PA Archive/PA Images
Stef Reid won gold in the T44 women's long jump during day two of the 2017 World Para Athletics Championships at London Stadium.

She soon realised having this creative outlet meant she could switch off from training and completely focus her attention on the food in front of her. “It’s not that it relaxes me to the point I don’t care,” she explains. “I’m doing something where things could go wrong and I like that challenge of fixing it - the best meals I’ve made have been results of accidents or trying new things, it’s good practise for life in general. It’s about not panicking and going with it and seeing how things turn out.”  

The first thing Stef perfected was an oatmeal chocolate chip cookie. She realised she enjoyed baking more than cooking as she loved the scientific aspect of it. “It took a few goes but I went at it with academic rigour, researching recipes online, trying different ingredients and finding the perfect chocolate chip (not too sweet),” she says. “Two months later, I had it nailed.”

Stef likes the social aspect of cooking and baking, too. “Food has the ability to bring people around a table to sit and talk, it brings people together,” she says. When she has leftovers from things she has baked in the week, she’ll end up taking them to work or to her neighbours to share it out. 

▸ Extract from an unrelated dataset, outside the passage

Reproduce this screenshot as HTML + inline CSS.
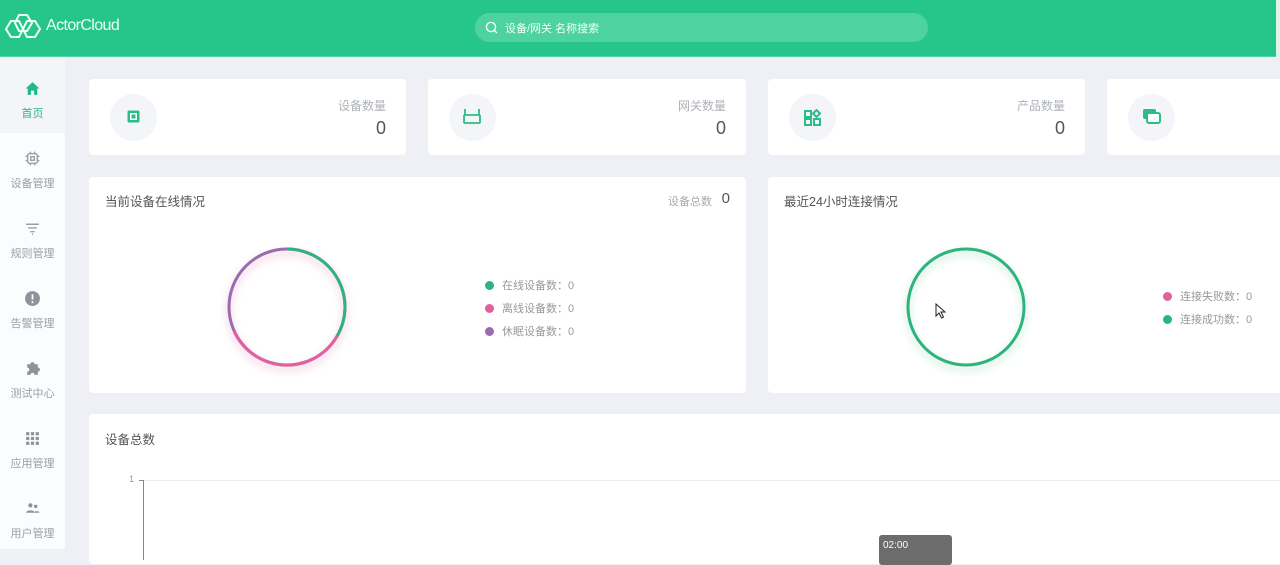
<!DOCTYPE html>
<html><head><meta charset="utf-8"><style>
*{margin:0;padding:0;box-sizing:border-box}
body{width:1280px;height:549px;overflow:hidden;background:#eef0f5;font-family:"Liberation Sans","Noto Sans CJK SC",sans-serif;position:relative}
.a{position:absolute}
.hdr{left:0;top:0;width:1280px;height:57px;background:#26c68a;border-bottom:1px solid #4fd6a3}
.side{left:0;top:57px;width:65px;height:492px;background:#fbfcfd}
.item{position:absolute;left:0;width:65px;height:70px;text-align:center;font-size:11px;color:#9a9ea6}
.item svg{position:absolute;left:24px;top:23px}
.item span{position:absolute;left:0;right:0;top:48px}
.card{position:absolute;background:#fff;border-radius:4px}
.circ{position:absolute;left:21px;top:15px;width:47px;height:47px;border-radius:50%;background:#f3f5f8}
.lbl{position:absolute;right:20px;top:18px;font-size:12px;color:#aeb2b8}
.num{position:absolute;right:20px;top:39px;font-size:18px;color:#555}
.title{position:absolute;left:16px;top:14px;font-size:12.5px;color:#555}
.leg{position:absolute;font-size:11px;color:#999}
.leg i{display:inline-block;width:9px;height:9px;border-radius:50%;margin-right:8px;vertical-align:-1px}
</style></head><body>
<div class="a hdr"></div>
<svg class="a" style="left:4px;top:12px" width="40" height="30" viewBox="0 0 40 30" fill="none" stroke="#e8fff5" stroke-width="2">
<path d="M2 17 L7 9 L15 9 L19 17 L15 25 L7 25 Z"/>
<path d="M19 17 L23 9 L31 9 L36 17 L31 25 L23 25 Z"/>
<path d="M11 11 L15 3 L23 3 L28 11 L23 19 L15 19 Z"/>
</svg>
<div class="a" style="left:46px;top:17px;font-size:16px;color:#e8fff5;letter-spacing:-0.6px">ActorCloud</div>
<div class="a" style="left:475px;top:13px;width:453px;height:29px;border-radius:15px;background:#4fd39e"></div>
<svg class="a" style="left:485px;top:21px" width="13" height="13" viewBox="0 0 13 13" fill="none" stroke="#fff" stroke-width="1.3"><circle cx="6" cy="6" r="4.6"/><path d="M9.4 9.4L12 12"/></svg>
<div class="a" style="left:505px;top:20px;font-size:11px;color:#f0fff8">设备/网关 名称搜索</div>
<div class="a" style="left:1276px;top:0;width:4px;height:57px;background:#dff5ec"></div>

<div class="a side"></div>
<div class="item" style="top:57px;background:#f3f5f8;height:76px;color:#26b884">
<svg width="17" height="17" viewBox="0 0 16 16" style="top:23px"><path d="M8 2L1.5 8H3.5V14H6.5V10H9.5V14H12.5V8H14.5Z" fill="#26b884"/></svg><span style="top:48px">首页</span></div>
<div class="item" style="top:127px"><svg width="17" height="17" viewBox="0 0 16 16" fill="none" stroke="#9a9ea6" stroke-width="1.3"><rect x="3.5" y="3.5" width="9" height="9" rx="1.5"/><rect x="6.3" y="6.3" width="3.4" height="3.4"/><path d="M6 1.5v2M10 1.5v2M6 12.5v2M10 12.5v2M1.5 6h2M1.5 10h2M12.5 6h2M12.5 10h2"/></svg><span>设备管理</span></div>
<div class="item" style="top:197px"><svg width="17" height="17" viewBox="0 0 16 16" stroke="#9a9ea6" stroke-width="1.3"><path d="M2 4h12M4 7.5h8M6 11h4M7.5 13.5h1"/></svg><span>规则管理</span></div>
<div class="item" style="top:267px"><svg width="17" height="17" viewBox="0 0 16 16"><circle cx="8" cy="8" r="7" fill="#8e929a"/><path d="M8 4v5" stroke="#fff" stroke-width="1.6"/><circle cx="8" cy="11.5" r="1" fill="#fff"/></svg><span>告警管理</span></div>
<div class="item" style="top:337px"><svg width="17" height="17" viewBox="0 0 16 16"><path d="M3 4h3a2 2 0 1 1 4 0h3v3a2 2 0 1 1 0 4v3h-3a2 2 0 1 0-4 0H3v-3a2 2 0 1 0 0-4z" fill="#8e929a"/></svg><span>测试中心</span></div>
<div class="item" style="top:407px"><svg width="17" height="17" viewBox="0 0 16 16" fill="#8e929a"><rect x="2" y="2" width="3" height="3"/><rect x="6.5" y="2" width="3" height="3"/><rect x="11" y="2" width="3" height="3"/><rect x="2" y="6.5" width="3" height="3"/><rect x="6.5" y="6.5" width="3" height="3"/><rect x="11" y="6.5" width="3" height="3"/><rect x="2" y="11" width="3" height="3"/><rect x="6.5" y="11" width="3" height="3"/><rect x="11" y="11" width="3" height="3"/></svg><span>应用管理</span></div>
<div class="item" style="top:477px"><svg width="17" height="17" viewBox="0 0 16 16" fill="#8e929a"><circle cx="6" cy="5" r="2"/><circle cx="11" cy="6" r="1.6"/><path d="M2 12c0-3 8-3 8 0zM9.5 12c0-2 5-2 5 0z"/></svg><span>用户管理</span></div>

<div class="card" style="left:89px;top:79px;width:317px;height:76px"><div class="circ"></div>
<svg class="a" style="left:38px;top:31px" width="13" height="13" viewBox="0 0 13 13"><rect x="0.5" y="0.5" width="12" height="12" rx="1.5" fill="#2bbd87"/><rect x="3" y="3" width="7" height="7" fill="#fff"/><rect x="4.5" y="4.5" width="4" height="4" fill="#2bbd87"/></svg>
<div class="lbl">设备数量</div><div class="num">0</div></div>
<div class="card" style="left:428px;top:79px;width:318px;height:76px"><div class="circ"></div>
<svg class="a" style="left:34px;top:29px" width="20" height="17" viewBox="0 0 20 17" fill="none" stroke="#2bbd87" stroke-width="1.8"><path d="M3 1v6M17 1v6"/><rect x="2" y="7" width="16" height="8" rx="1"/></svg>
<div class="lbl">网关数量</div><div class="num">0</div></div>
<div class="card" style="left:768px;top:79px;width:317px;height:76px"><div class="circ"></div>
<svg class="a" style="left:36px;top:30px" width="17" height="17" viewBox="0 0 17 17" fill="none" stroke="#2bbd87" stroke-width="2"><rect x="1" y="2" width="6" height="6"/><rect x="1" y="10" width="6" height="6"/><rect x="10" y="10" width="6" height="6"/><path d="M12.5 1L16 4.5 12.5 8 9 4.5Z"/></svg>
<div class="lbl">产品数量</div><div class="num">0</div></div>
<div class="card" style="left:1107px;top:79px;width:200px;height:76px"><div class="circ"></div>
<svg class="a" style="left:36px;top:30px" width="18" height="16" viewBox="0 0 18 16"><rect x="0" y="0" width="13" height="10" rx="2" fill="#2bbd87"/><rect x="4" y="4" width="13" height="10" rx="2" fill="#fff" stroke="#2bbd87" stroke-width="2"/></svg></div>

<div class="card" style="left:89px;top:177px;width:657px;height:216px">
<div class="title">当前设备在线情况</div>
<div class="a" style="right:34px;top:16px;font-size:11px;color:#aaa">设备总数</div>
<div class="a" style="right:16px;top:13px;font-size:15px;color:#555">0</div>
<svg class="a" style="left:128px;top:60px" width="140" height="140" viewBox="0 0 140 140">
<defs><filter id="f" x="-30%" y="-30%" width="160%" height="160%"><feGaussianBlur stdDeviation="4"/></filter></defs>
<circle cx="70" cy="74" r="58" fill="none" stroke="#f5dde8" stroke-width="6" filter="url(#f)"/>
<circle cx="70" cy="70" r="58" fill="none" stroke="#9b6bb0" stroke-width="3"/>
<path d="M70 12 A58 58 0 0 1 120.2 99" fill="none" stroke="#2fb37e" stroke-width="3"/>
<path d="M120.2 99 A58 58 0 0 1 17 94" fill="none" stroke="#e0619c" stroke-width="3"/>
</svg>
<div class="leg" style="left:396px;top:100px"><i style="background:#2fb37e"></i>在线设备数：0</div>
<div class="leg" style="left:396px;top:123px"><i style="background:#e0619c"></i>离线设备数：0</div>
<div class="leg" style="left:396px;top:146px"><i style="background:#9b6bb0"></i>休眠设备数：0</div>
</div>

<div class="card" style="left:768px;top:177px;width:540px;height:216px">
<div class="title">最近24小时连接情况</div>
<svg class="a" style="left:128px;top:60px" width="140" height="140" viewBox="0 0 140 140">
<circle cx="70" cy="74" r="58" fill="none" stroke="#dcf3e6" stroke-width="6" filter="url(#f)"/>
<circle cx="70" cy="70" r="58" fill="none" stroke="#2fb37e" stroke-width="3"/></svg>
<div class="leg" style="left:395px;top:111px"><i style="background:#e0619c"></i>连接失败数：0</div>
<div class="leg" style="left:395px;top:134px"><i style="background:#2fb37e"></i>连接成功数：0</div>
</div>
<svg class="a" style="left:935px;top:303px" width="12" height="16" viewBox="0 0 12 16"><path d="M1 1V13L4 10L6.5 15L8.5 14L6 9H10Z" fill="#fff" stroke="#222" stroke-width="1"/></svg>

<div class="card" style="left:89px;top:414px;width:1220px;height:150px">
<div class="title" style="top:15px">设备总数</div>
<div class="a" style="left:40px;top:60px;font-size:9px;color:#999">1</div>
<div class="a" style="left:54px;top:66px;width:1170px;height:1px;background:#eee"></div>
<div class="a" style="left:50px;top:66px;width:4px;height:1px;background:#888"></div>
<div class="a" style="left:54px;top:66px;width:1px;height:80px;background:#888"></div>
<div class="a" style="left:790px;top:121px;width:73px;height:30px;border-radius:3px;background:#6c6c6c;color:#fff;font-size:10px;padding:5px 4px">02:00</div>
</div>
</body></html>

Potato and broccoli stalk fritters - "I hate food waste so this was personal weekend challenge to clear out the fridge and only make meals based on what was in there."

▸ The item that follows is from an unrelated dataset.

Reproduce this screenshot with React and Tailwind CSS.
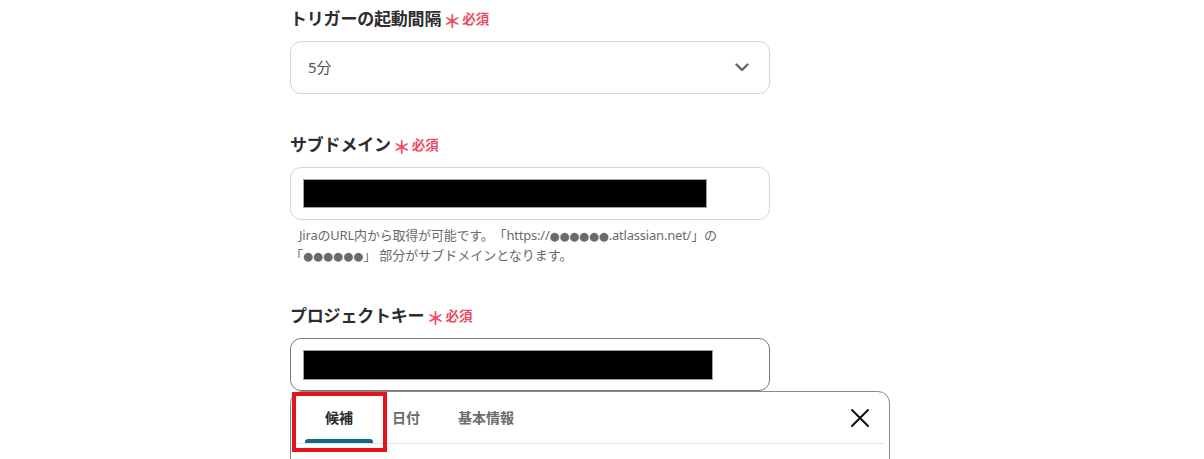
import React from "react";

const jp = { fontFamily: '"Noto Sans", "Noto Sans CJK JP", sans-serif' };
const dots = { fontFamily: '"DejaVu Sans", sans-serif', fontSize: "11.5px" };

function Label({ children }) {
  return (
    <div className="flex items-center h-6">
      <span className="text-[17px] font-bold text-[#2d2d2d] leading-6 tracking-[-0.2px]">{children}</span>
      <span className="ml-[2px] text-[18px] font-bold text-[#f04a63] leading-6 mt-[3px]">＊</span>
      <span className="ml-[1px] text-[13.5px] font-bold text-[#f04a63] leading-6">必須</span>
    </div>
  );
}

export default function App() {
  return (
    <div className="w-[1204px] h-[459px] bg-white overflow-hidden [text-spacing-trim:space-all]" style={jp}>
      <div className="ml-[290px] w-[600px] pt-[7px]">
        <Label>トリガーの起動間隔</Label>
        <div className="mt-[10px] w-[480px] h-[53px] rounded-[11px] border border-[#d5d5dc] flex items-center justify-between pl-[17px] pr-[20px]">
          <span className="text-[15px] text-[#555]">5分</span>
          <svg width="14" height="9" viewBox="0 0 14 9" fill="none">
            <path d="M1.5 1.5 L7 7 L12.5 1.5" stroke="#666" strokeWidth="2.4" strokeLinecap="round" strokeLinejoin="round" />
          </svg>
        </div>

        <div className="mt-[39px]">
          <Label>サブドメイン</Label>
        </div>
        <div className="mt-[10px] w-[480px] h-[53px] rounded-[11px] border border-[#d5d5dc] flex items-center pl-[12px]">
          <div className="w-[404px] h-[29px] bg-black border border-[#a0a0a0]" />
        </div>
        <div className="mt-[6px] pl-[9px] text-[13px] leading-[19px] text-[#6a6a6a] [text-spacing-trim:space-all]">
          <div className="tracking-[-0.2px]">JiraのURL内から取得が可能です。「https://<span style={dots}>●●●●●●</span>.atlassian.net/」の</div>
          <div className="-ml-[9px]">「<span style={dots}>●●●●●●</span>」<span className="ml-[3px]">部分がサブドメインとなります。</span></div>
        </div>

        <div className="mt-[38px]">
          <Label>プロジェクトキー</Label>
        </div>
        <div className="mt-[10px] w-[480px] h-[53px] rounded-[11px] border border-[#7a7a7a] flex items-center pl-[12px]">
          <div className="w-[410px] h-[30px] bg-black border border-[#a0a0a0]" />
        </div>

        <div className="relative w-[600px] h-[80px] border border-[#8a8a8a] rounded-t-[12px] bg-white">
          <div className="flex items-end justify-between h-[52px] mx-[5px] border-b border-[#e2e2e2]">
            <div className="flex items-end h-full pl-[9px]">
              <div className="relative h-full flex items-center px-[20px]">
                <span className="text-[14px] font-bold text-[#2a2a2a]">候補</span>
                <div className="absolute left-0 right-0 bottom-0 h-[4px] bg-[#0e6b82] rounded-t-[3px]" />
              </div>
              <div className="h-full flex items-center px-[19px]">
                <span className="text-[14px] font-bold text-[#6b6b6b]">日付</span>
              </div>
              <div className="h-full flex items-center px-[19px]">
                <span className="text-[14px] font-bold text-[#6b6b6b]">基本情報</span>
              </div>
            </div>
            <div className="h-full flex items-center pr-[14px]">
              <svg width="20" height="20" viewBox="0 0 20 20" fill="none">
                <path d="M2 2 L18 18 M18 2 L2 18" stroke="#111" strokeWidth="2" strokeLinecap="round" />
              </svg>
            </div>
          </div>
          <div className="absolute left-[1px] top-[0px] w-[95px] h-[60px] border-[4px] border-[#e3141b]" />
        </div>
      </div>
    </div>
  );
}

For savoury dishes, she loves cooking with fish. “It took me a really long time to master cooking the perfect salmon and nailing the crispy skin,” she adds. “As an athlete a big part of cooking is also thinking about recovery and building muscle, so my challenge is to make it taste delicious as well as being healthy.”

It’s a struggle to cook a two-hour meal on weekdays after training. “I come home starving and need to eat that second,” Step explains. “I have to be realistic, my daily life is busy.” 

Three-layer lemon sponge cake: "This was my first crack at trying to do a 'high end' cake finish. I agonised over it for a day because I wanted it to be perfect. I had to just go for it and build the vision as I went."

Instead, she and her husband meal prep on Sunday for the week so they can still enjoy delicious meals, which are ready for them when they come home from a busy day. “When I cook and bake on the weekend, I like to break out and do something fancier,” she adds

Stef’s hobby saw her being invited onto Celebrity Masterchef this year, which will be on our TVs in autumn. “It was scary for me,” she says. “But to me that’s a good sign that you should say yes.”